Tuesday, 26 May 2009

Preparing for the downside of financial innovation

A cornerstone from modern financial theory which has driven the thirst for innovation in financial engineering is the notion of deriving a profit through arbitrage. In the strongest version of arbitrage - the so called "free lunch" view - there is the belief that one may be able, by clever observations and discovery of mis-calculations in market behavior and pricing, to receive a positive return from the "risk-less" use of capital by seizing upon such inefficiencies and waiting for markets to realize their mistakes and return to rational pricing. [Often the waiting period is a lot longer than anticipated at the time of putting on an arbitrage trade but that's another matter.]

Even in a less extreme form, if we substitute the words "minimal risk" for "risk-less" use of capital in the above, the returns achievable from certain kinds of arbitrage-like financial transactions have been powerful inducements for investment banks and other financial intermediaries to explore new areas of financial technology.

But do such opportunities for a free lunch or at least a very inexpensive one really exist? Furthermore, in what sense is innovation in finance a value added activity? With the activities of the financial sector contributing such a large proportion of national income this question takes on considerable significance as another associated question arises as well.

Did the underestimation of the inherent risks in complex financial products and financial innovation lead to greater risk taking by the financial services industry which culminated in the great meltdown seen in the fall of 2008?

This appears to be the underlying assumption of a thoughtful article by Rortybomb.
we should think of our financial sector as something that can’t create a lot of value without taking on more risk. So whenever I hear someone pitch an idea for a way to “innovate” the financial market, I ask him “what makes you think that you are smarter than the entirety of the financial market? Are you smarter than everyone at DE Shaw?” It is possible, of course. But I approach it as if someone has told me they found a certain way to beat the casino at cards without cheating; one needs to make sure that better returns are just the result of hiding away the risk from where people can see it.
A case could be made that the value added component from any innovation in finance or technology is very simply the novelty itself. In a culture of aspiration that needs to be stimulated with new memes and motivations - to kindle the animal spirits - there is a positive virtue in allowing innovators to innovate. If one places a value on the aspirational element of our global economy, the benefits of a cultural sense of direction and progress are of inestimable value. But how do we reconcile that benefit with the undoubted costs that the economy and culture are having to suffer as the result of the private gain/public pain asymmetry which seems also to be a foundation stone of that same culture of collective aspiration?

Might there be some pricing mechanism for determining the external or hidden system risk costs which will often accompany innovative financial transactions and which should then be levied as a tax payable to a global depository at the time such transactions are entered into?

The levying of a derivatives insurance tax in all instances where there exists a counter-party risk of sufficient magnitude above a threshold amount would then provide an insurance fund or safety net to cover the systemic accidents when they arise.

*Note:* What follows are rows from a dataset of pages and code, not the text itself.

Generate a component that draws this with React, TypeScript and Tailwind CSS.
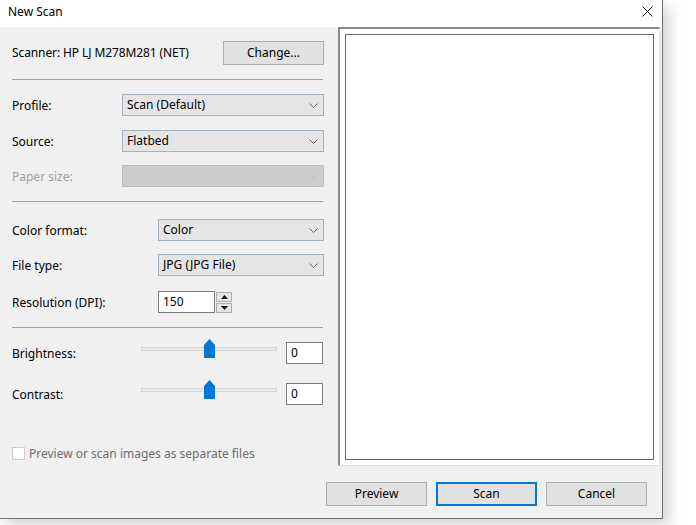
import React from 'react';

const Chevron: React.FC<{ disabled?: boolean }> = ({ disabled }) => (
    <svg width="9" height="5" viewBox="0 0 9 5" className="shrink-0">
        <path d="M0.5 0.5 L4.5 4.5 L8.5 0.5" fill="none" stroke={disabled ? '#bdbdbd' : '#606060'} strokeWidth="1" />
    </svg>
);

const Select: React.FC<{ value?: string; disabled?: boolean; className?: string }> = ({ value, disabled, className }) => (
    <div
        className={`h-[22px] flex items-center justify-between pl-[4px] pr-[5px] border ${
            disabled ? 'bg-[#cccccc] border-[#bfbfbf]' : 'bg-[#e5e5e5] border-[#a3b1bf]'
        } ${className ?? ''}`}
    >
        <span className="text-black">{value}</span>
        <Chevron disabled={disabled} />
    </div>
);

const Row: React.FC<{ label: string; labelClass?: string; className?: string; children: React.ReactNode }> = ({ label, labelClass, className, children }) => (
    <div className={`flex items-center ${className ?? ''}`}>
        <span className={`flex-1 pt-[1px] ${labelClass ?? 'text-black'}`}>{label}</span>
        {children}
    </div>
);

const Slider: React.FC = () => (
    <div className="w-[136px] h-[22px] relative flex items-center -mt-[8px]">
        <div className="w-full h-[4px] bg-[#e7eaea] border border-[#d6d6d6]" />
        {/* thumb */}
        <svg width="11" height="19" viewBox="0 0 11 19" className="absolute left-[63px] top-[1px]">
            <path d="M0 6 L5.5 0 L11 6 L11 19 L0 19 Z" fill="#0078d7" />
        </svg>
    </div>
);

const TextBox: React.FC<{ value: string; className?: string }> = ({ value, className }) => (
    <div className={`h-[22px] bg-white border border-[#7a7a7a] flex items-center pl-[4px] ${className ?? ''}`}>{value}</div>
);

const Separator: React.FC<{ className?: string }> = ({ className }) => (
    <div className={`h-px bg-[#a0a0a0] ${className ?? ''}`} />
);

const Button: React.FC<{ label: string; primary?: boolean }> = ({ label, primary }) => (
    <div
        className={`w-[101px] h-[24px] flex items-center justify-center bg-[#e1e1e1] ${
            primary ? 'border-2 border-[#0078d7]' : 'border border-[#adadad]'
        }`}
    >
        {label}
    </div>
);

export default function App() {
    return (
        <div
            className="min-h-screen bg-white text-[12px] leading-none text-black"
            style={{ fontFamily: '"Noto Sans", "Open Sans", sans-serif' }}
        >
            <div className="w-[663px] h-[519px] flex flex-col bg-[#f0f0f0] border-r border-b border-[#707070] shadow-[6px_6px_14px_rgba(0,0,0,0.18)]">
                {/* title bar */}
                <div className="h-[27px] bg-white flex items-center justify-between pl-[8px] pr-[9px] shrink-0">
                    <span className="-mt-[4px]">New Scan</span>
                    <svg width="11" height="11" viewBox="0 0 11 11" className="-mt-[4px]">
                        <path d="M0.5 0.5 L10.5 10.5 M10.5 0.5 L0.5 10.5" stroke="#111" strokeWidth="1" />
                    </svg>
                </div>

                <div className="flex">
                    {/* settings column */}
                    <div className="w-[338px] pl-[12px] pr-[14px] flex flex-col shrink-0">
                        <div className="mt-[14px] flex items-center justify-between">
                            <span className="tracking-[-0.1px]">Scanner: HP LJ M278M281 (NET)</span>
                            <Button label="Change..." />
                        </div>
                        <Separator className="mt-[14px] mr-px" />

                        <Row label="Profile:" className="mt-[14px]">
                            <Select value="Scan (Default)" className="w-[202px]" />
                        </Row>
                        <Row label="Source:" className="mt-[14px]">
                            <Select value="Flatbed" className="w-[202px]" />
                        </Row>
                        <Row label="Paper size:" labelClass="text-[#a0a0a0]" className="mt-[13px]">
                            <Select disabled className="w-[202px]" />
                        </Row>
                        <Separator className="mt-[14px] mr-px" />

                        <Row label="Color format:" className="mt-[17px]">
                            <Select value="Color" className="w-[166px]" />
                        </Row>
                        <Row label="File type:" className="mt-[13px]">
                            <Select value="JPG (JPG File)" className="w-[166px]" />
                        </Row>
                        <div className="mt-[15px] flex items-center">
                            <span className="w-[146px] pt-[1px]">Resolution (DPI):</span>
                            <TextBox value="150" className="w-[57px]" />
                            <div className="ml-px flex flex-col gap-px">
                                <div className="w-[16px] h-[10px] bg-[#e5e5e5] border border-[#adadad] flex items-center justify-center">
                                    <svg width="7" height="4" viewBox="0 0 7 4"><path d="M3.5 0 L7 4 L0 4 Z" fill="#111" /></svg>
                                </div>
                                <div className="w-[16px] h-[10px] bg-[#e5e5e5] border border-[#adadad] flex items-center justify-center">
                                    <svg width="7" height="4" viewBox="0 0 7 4"><path d="M0 0 L7 0 L3.5 4 Z" fill="#111" /></svg>
                                </div>
                            </div>
                        </div>
                        <Separator className="mt-[14px] mr-px" />

                        <div className="mt-[14px] flex items-center pr-px">
                            <span className="w-[129px] pt-[1px]">Brightness:</span>
                            <Slider />
                            <div className="flex-1" />
                            <TextBox value="0" className="w-[37px]" />
                        </div>
                        <div className="mt-[19px] flex items-center pr-px">
                            <span className="w-[129px] pt-[1px]">Contrast:</span>
                            <Slider />
                            <div className="flex-1" />
                            <TextBox value="0" className="w-[37px]" />
                        </div>

                        <div className="mt-[42px] flex items-center gap-[4px]">
                            <div className="w-[13px] h-[13px] bg-white border border-[#cccccc]" />
                            <span className="text-[#6d6d6d] pt-[1px]">Preview or scan images as separate files</span>
                        </div>
                    </div>

                    {/* preview frame */}
                    <div className="w-[322px] h-[439px] border-t-2 border-l-2 border-t-[#8a8a8a] border-l-[#8a8a8a] border-b border-r border-b-[#e3e3e3] border-r-[#e3e3e3] bg-white p-[5px]">
                        <div className="w-full h-full border border-[#646464]" />
                    </div>
                </div>

                {/* bottom buttons */}
                <div className="mt-[16px] pr-[15px] flex justify-end gap-[9px]">
                    <Button label="Preview" />
                    <Button label="Scan" primary />
                    <Button label="Cancel" />
                </div>
            </div>
        </div>
    );
}
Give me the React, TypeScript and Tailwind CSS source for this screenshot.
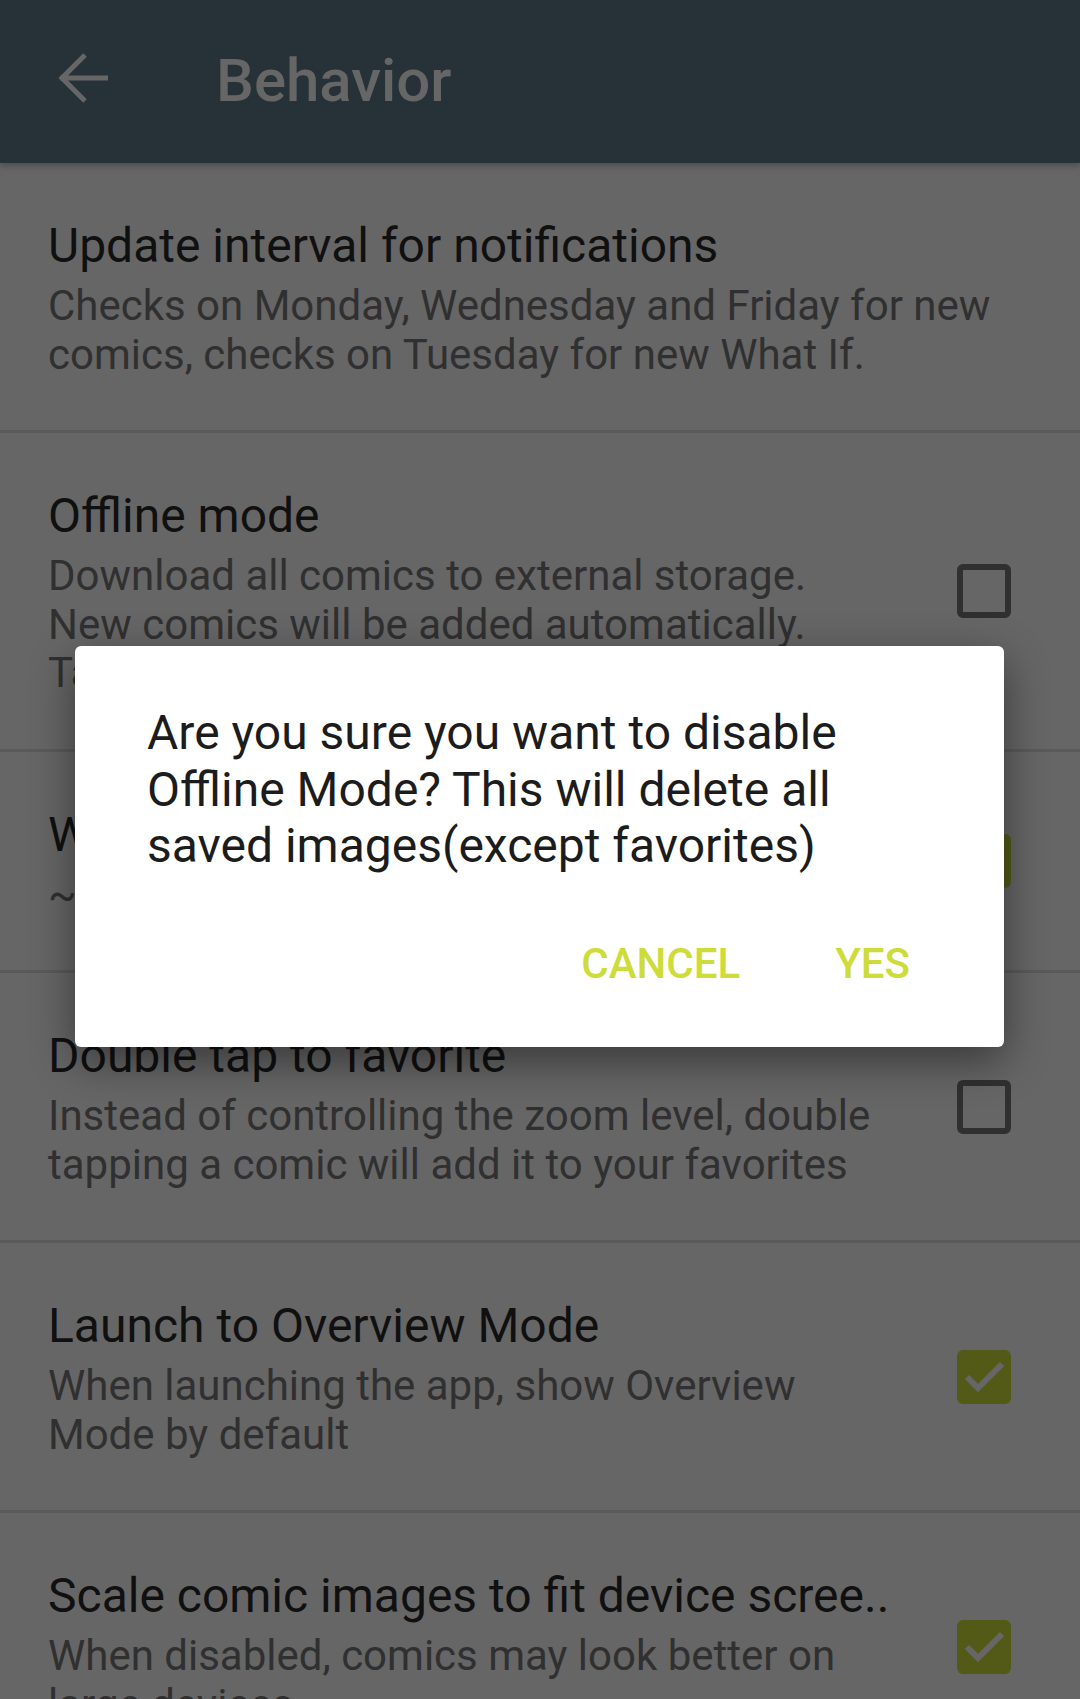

Rather than having to rely on the public sector to continually bail out those guilty of inevitable mis-calculations, the external costs - just like the costs levied to cover eco-system damage by polluters - could become the security blanket required to protect the collective purse from the flipside of the benefits of innovative finance.

This I believe is the view being advocated by Andrew Lo from MIT in the following which appeared recently in the Financial Times.

There is a very appealing and equitable logic to Lo's suggestions and I have previously discussed the alarming consequences of failing to properly factor in the true external costs of the credit creation process which has lead to its persistent under-pricing. One can but hope - in the context of our culture of aspiration - that Lo, or one of his followers, is able to successfully provide a more detailed implementation framework and pricing basis for calculating the true costs, surface and external, for the use of innovative financial products and credit agreements in general.